Task directions
All lines below must be repeated exactly, with the pictures omitted.

Dataset excerpt
────────────────────────────────────────
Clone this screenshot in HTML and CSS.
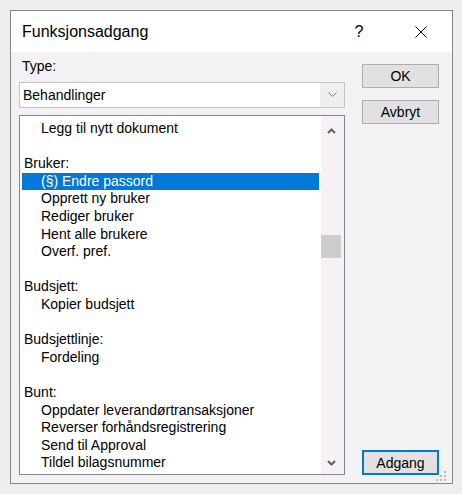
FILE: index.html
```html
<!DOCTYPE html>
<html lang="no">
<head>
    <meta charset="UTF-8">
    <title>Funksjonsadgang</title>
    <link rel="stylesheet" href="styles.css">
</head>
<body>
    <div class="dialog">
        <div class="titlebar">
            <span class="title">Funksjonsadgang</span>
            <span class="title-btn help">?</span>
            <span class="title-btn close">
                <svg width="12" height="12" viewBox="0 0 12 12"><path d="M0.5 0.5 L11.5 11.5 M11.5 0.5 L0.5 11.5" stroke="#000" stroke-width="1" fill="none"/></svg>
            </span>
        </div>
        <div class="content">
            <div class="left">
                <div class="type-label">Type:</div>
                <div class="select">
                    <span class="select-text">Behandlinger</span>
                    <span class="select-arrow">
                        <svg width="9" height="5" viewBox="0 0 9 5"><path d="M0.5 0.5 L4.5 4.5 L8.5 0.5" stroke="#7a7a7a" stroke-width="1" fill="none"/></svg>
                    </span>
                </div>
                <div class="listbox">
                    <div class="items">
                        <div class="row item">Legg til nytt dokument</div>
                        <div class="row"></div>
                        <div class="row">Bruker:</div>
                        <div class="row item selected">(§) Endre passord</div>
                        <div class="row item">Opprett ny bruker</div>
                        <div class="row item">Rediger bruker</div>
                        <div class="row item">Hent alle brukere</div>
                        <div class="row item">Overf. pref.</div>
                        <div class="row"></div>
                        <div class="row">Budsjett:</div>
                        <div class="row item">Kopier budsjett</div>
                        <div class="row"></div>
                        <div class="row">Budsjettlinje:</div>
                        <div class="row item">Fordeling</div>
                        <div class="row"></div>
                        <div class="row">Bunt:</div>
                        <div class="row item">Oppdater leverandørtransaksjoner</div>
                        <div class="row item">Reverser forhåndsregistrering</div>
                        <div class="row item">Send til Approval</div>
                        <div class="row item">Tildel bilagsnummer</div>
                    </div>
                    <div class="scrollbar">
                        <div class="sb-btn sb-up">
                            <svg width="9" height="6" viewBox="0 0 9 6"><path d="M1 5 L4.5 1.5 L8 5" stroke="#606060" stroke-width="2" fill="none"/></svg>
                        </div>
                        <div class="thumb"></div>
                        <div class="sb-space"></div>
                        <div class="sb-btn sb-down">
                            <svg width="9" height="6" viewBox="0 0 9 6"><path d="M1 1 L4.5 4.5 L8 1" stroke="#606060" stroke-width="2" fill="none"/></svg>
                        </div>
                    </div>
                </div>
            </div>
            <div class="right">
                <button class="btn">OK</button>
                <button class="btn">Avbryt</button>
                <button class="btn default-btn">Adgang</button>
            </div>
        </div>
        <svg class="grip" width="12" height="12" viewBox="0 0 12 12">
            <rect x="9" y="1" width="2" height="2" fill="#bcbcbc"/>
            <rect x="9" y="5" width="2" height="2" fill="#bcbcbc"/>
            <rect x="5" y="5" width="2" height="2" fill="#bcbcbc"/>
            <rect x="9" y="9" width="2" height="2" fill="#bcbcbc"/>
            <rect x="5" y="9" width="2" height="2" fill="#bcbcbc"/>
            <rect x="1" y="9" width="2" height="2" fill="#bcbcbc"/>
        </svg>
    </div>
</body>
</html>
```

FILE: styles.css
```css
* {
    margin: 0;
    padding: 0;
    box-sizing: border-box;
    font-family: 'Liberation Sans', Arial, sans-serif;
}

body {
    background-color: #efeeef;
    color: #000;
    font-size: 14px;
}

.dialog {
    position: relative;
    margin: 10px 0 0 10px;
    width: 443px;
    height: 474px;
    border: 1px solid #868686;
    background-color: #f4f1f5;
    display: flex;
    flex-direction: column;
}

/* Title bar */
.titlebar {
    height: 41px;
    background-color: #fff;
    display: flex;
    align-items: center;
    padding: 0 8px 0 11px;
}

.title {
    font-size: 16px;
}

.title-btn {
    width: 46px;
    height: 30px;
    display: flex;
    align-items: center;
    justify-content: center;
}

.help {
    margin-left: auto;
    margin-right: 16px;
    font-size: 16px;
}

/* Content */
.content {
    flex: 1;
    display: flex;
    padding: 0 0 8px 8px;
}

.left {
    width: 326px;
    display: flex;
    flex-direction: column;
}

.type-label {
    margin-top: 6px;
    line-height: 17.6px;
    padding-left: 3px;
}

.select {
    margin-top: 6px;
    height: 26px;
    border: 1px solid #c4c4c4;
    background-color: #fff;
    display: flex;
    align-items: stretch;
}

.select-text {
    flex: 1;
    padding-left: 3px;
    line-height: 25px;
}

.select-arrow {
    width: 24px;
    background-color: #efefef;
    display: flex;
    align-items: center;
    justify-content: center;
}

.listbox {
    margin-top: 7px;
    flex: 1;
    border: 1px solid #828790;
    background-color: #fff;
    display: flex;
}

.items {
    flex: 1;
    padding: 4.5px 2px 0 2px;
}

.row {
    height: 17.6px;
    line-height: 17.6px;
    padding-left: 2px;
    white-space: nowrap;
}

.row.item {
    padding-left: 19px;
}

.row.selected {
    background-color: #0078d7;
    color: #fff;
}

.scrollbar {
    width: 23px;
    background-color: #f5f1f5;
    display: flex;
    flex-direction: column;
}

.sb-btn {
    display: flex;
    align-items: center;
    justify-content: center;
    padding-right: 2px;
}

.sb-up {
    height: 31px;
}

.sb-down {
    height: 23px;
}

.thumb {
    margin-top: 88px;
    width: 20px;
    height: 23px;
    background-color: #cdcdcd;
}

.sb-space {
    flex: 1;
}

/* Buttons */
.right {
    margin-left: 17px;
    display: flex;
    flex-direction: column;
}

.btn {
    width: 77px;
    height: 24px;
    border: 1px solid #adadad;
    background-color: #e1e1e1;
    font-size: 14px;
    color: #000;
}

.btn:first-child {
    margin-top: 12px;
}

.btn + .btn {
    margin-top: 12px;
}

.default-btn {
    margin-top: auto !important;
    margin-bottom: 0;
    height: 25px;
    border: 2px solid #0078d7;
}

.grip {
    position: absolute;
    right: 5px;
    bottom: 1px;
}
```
────────────────────────────────────────
Result of the exercise
Clone this screenshot in HTML and CSS.
FILE: index.html
```html
<!DOCTYPE html>
<html lang="no">
<head>
    <meta charset="UTF-8">
    <title>Funksjonsadgang</title>
    <link rel="stylesheet" href="styles.css">
</head>
<body>
    <div class="dialog">
        <div class="titlebar">
            <span class="title">Funksjonsadgang</span>
            <span class="title-btn help">?</span>
            <span class="title-btn close">
                <svg width="12" height="12" viewBox="0 0 12 12"><path d="M0.5 0.5 L11.5 11.5 M11.5 0.5 L0.5 11.5" stroke="#000" stroke-width="1" fill="none"/></svg>
            </span>
        </div>
        <div class="content">
            <div class="left">
                <div class="type-label">Type:</div>
                <div class="select">
                    <span class="select-text">Behandlinger</span>
                    <span class="select-arrow">
                        <svg width="9" height="5" viewBox="0 0 9 5"><path d="M0.5 0.5 L4.5 4.5 L8.5 0.5" stroke="#7a7a7a" stroke-width="1" fill="none"/></svg>
                    </span>
                </div>
                <div class="listbox">
                    <div class="items">
                        <div class="row item">Legg til nytt dokument</div>
                        <div class="row"></div>
                        <div class="row">Bruker:</div>
                        <div class="row item selected">(§) Endre passord</div>
                        <div class="row item">Opprett ny bruker</div>
                        <div class="row item">Rediger bruker</div>
                        <div class="row item">Hent alle brukere</div>
                        <div class="row item">Overf. pref.</div>
                        <div class="row"></div>
                        <div class="row">Budsjett:</div>
                        <div class="row item">Kopier budsjett</div>
                        <div class="row"></div>
                        <div class="row">Budsjettlinje:</div>
                        <div class="row item">Fordeling</div>
                        <div class="row"></div>
                        <div class="row">Bunt:</div>
                        <div class="row item">Oppdater leverandørtransaksjoner</div>
                        <div class="row item">Reverser forhåndsregistrering</div>
                        <div class="row item">Send til Approval</div>
                        <div class="row item">Tildel bilagsnummer</div>
                    </div>
                    <div class="scrollbar">
                        <div class="sb-btn sb-up">
                            <svg width="9" height="6" viewBox="0 0 9 6"><path d="M1 5 L4.5 1.5 L8 5" stroke="#606060" stroke-width="2" fill="none"/></svg>
                        </div>
                        <div class="thumb"></div>
                        <div class="sb-space"></div>
                        <div class="sb-btn sb-down">
                            <svg width="9" height="6" viewBox="0 0 9 6"><path d="M1 1 L4.5 4.5 L8 1" stroke="#606060" stroke-width="2" fill="none"/></svg>
                        </div>
                    </div>
                </div>
            </div>
            <div class="right">
                <button class="btn">OK</button>
                <button class="btn">Avbryt</button>
                <button class="btn default-btn">Adgang</button>
            </div>
        </div>
        <svg class="grip" width="12" height="12" viewBox="0 0 12 12">
            <rect x="9" y="1" width="2" height="2" fill="#bcbcbc"/>
            <rect x="9" y="5" width="2" height="2" fill="#bcbcbc"/>
            <rect x="5" y="5" width="2" height="2" fill="#bcbcbc"/>
            <rect x="9" y="9" width="2" height="2" fill="#bcbcbc"/>
            <rect x="5" y="9" width="2" height="2" fill="#bcbcbc"/>
            <rect x="1" y="9" width="2" height="2" fill="#bcbcbc"/>
        </svg>
    </div>
</body>
</html>
```

FILE: styles.css
```css
* {
    margin: 0;
    padding: 0;
    box-sizing: border-box;
    font-family: 'Liberation Sans', Arial, sans-serif;
}

body {
    background-color: #efeeef;
    color: #000;
    font-size: 14px;
}

.dialog {
    position: relative;
    margin: 10px 0 0 10px;
    width: 443px;
    height: 474px;
    border: 1px solid #868686;
    background-color: #f4f1f5;
    display: flex;
    flex-direction: column;
}

/* Title bar */
.titlebar {
    height: 41px;
    background-color: #fff;
    display: flex;
    align-items: center;
    padding: 0 8px 0 11px;
}

.title {
    font-size: 16px;
}

.title-btn {
    width: 46px;
    height: 30px;
    display: flex;
    align-items: center;
    justify-content: center;
}

.help {
    margin-left: auto;
    margin-right: 16px;
    font-size: 16px;
}

/* Content */
.content {
    flex: 1;
    display: flex;
    padding: 0 0 8px 8px;
}

.left {
    width: 326px;
    display: flex;
    flex-direction: column;
}

.type-label {
    margin-top: 6px;
    line-height: 17.6px;
    padding-left: 3px;
}

.select {
    margin-top: 6px;
    height: 26px;
    border: 1px solid #c4c4c4;
    background-color: #fff;
    display: flex;
    align-items: stretch;
}

.select-text {
    flex: 1;
    padding-left: 3px;
    line-height: 25px;
}

.select-arrow {
    width: 24px;
    background-color: #efefef;
    display: flex;
    align-items: center;
    justify-content: center;
}

.listbox {
    margin-top: 7px;
    flex: 1;
    border: 1px solid #828790;
    background-color: #fff;
    display: flex;
}

.items {
    flex: 1;
    padding: 4.5px 2px 0 2px;
}

.row {
    height: 17.6px;
    line-height: 17.6px;
    padding-left: 2px;
    white-space: nowrap;
}

.row.item {
    padding-left: 19px;
}

.row.selected {
    background-color: #0078d7;
    color: #fff;
}

.scrollbar {
    width: 23px;
    background-color: #f5f1f5;
    display: flex;
    flex-direction: column;
}

.sb-btn {
    display: flex;
    align-items: center;
    justify-content: center;
    padding-right: 2px;
}

.sb-up {
    height: 31px;
}

.sb-down {
    height: 23px;
}

.thumb {
    margin-top: 88px;
    width: 20px;
    height: 23px;
    background-color: #cdcdcd;
}

.sb-space {
    flex: 1;
}

/* Buttons */
.right {
    margin-left: 17px;
    display: flex;
    flex-direction: column;
}

.btn {
    width: 77px;
    height: 24px;
    border: 1px solid #adadad;
    background-color: #e1e1e1;
    font-size: 14px;
    color: #000;
}

.btn:first-child {
    margin-top: 12px;
}

.btn + .btn {
    margin-top: 12px;
}

.default-btn {
    margin-top: auto !important;
    margin-bottom: 0;
    height: 25px;
    border: 2px solid #0078d7;
}

.grip {
    position: absolute;
    right: 5px;
    bottom: 1px;
}
```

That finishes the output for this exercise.